The player characters are, hopefully, not the only organized group of people pursuing a goal. Having organizations in the setting provides a respawning source of allies and enemies; you can kill an individual, but the organization lives on. I start with five basic “flavors” of organizations: religious, political, military/law enforcement, business, and criminal. Start with one of each — and they don’t have to be the largest or most powerful in the setting, just the most prominent in your campaign — and see how they interact. You can switch it up, based on the nature of the setting, with multiple churches, multiple government parties, rival crime syndicates, and at new types of organizations such as schools, hobby clubs, and so on.

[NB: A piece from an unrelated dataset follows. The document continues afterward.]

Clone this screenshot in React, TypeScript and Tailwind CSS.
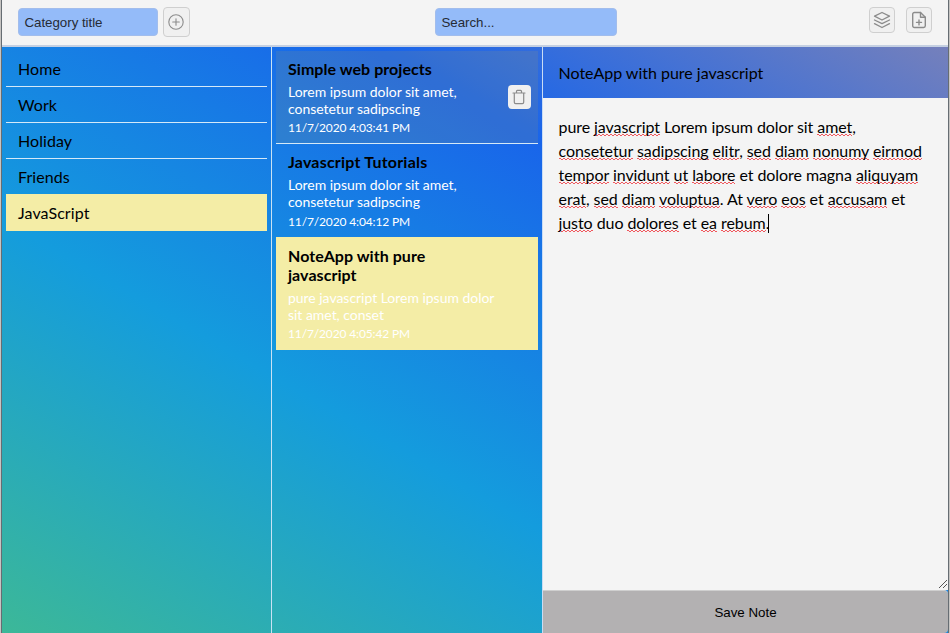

Knowing each group’s goals and their relationships to one another will flesh out the world and generate ideas for stories and character backgrounds quickly.
Rewards and Recognition
Within the setting there should be intrinsic rewards, motivations for the characters to do things. Treasure. Fame. Doing good deeds. Titles and promotions. Favors. Think about what best suits the needs of your campaign and the desires of the players. Then make sure you have the infrastructure – supporting cast, locations, organizations — to provide those rewards.
This is just the foundation, the starting point for building a world. You will of course add to it as you go along, incorporating things not mentioned here and ignoring some of the above advice. As well you should, because the object of world building is making it your own unique thing.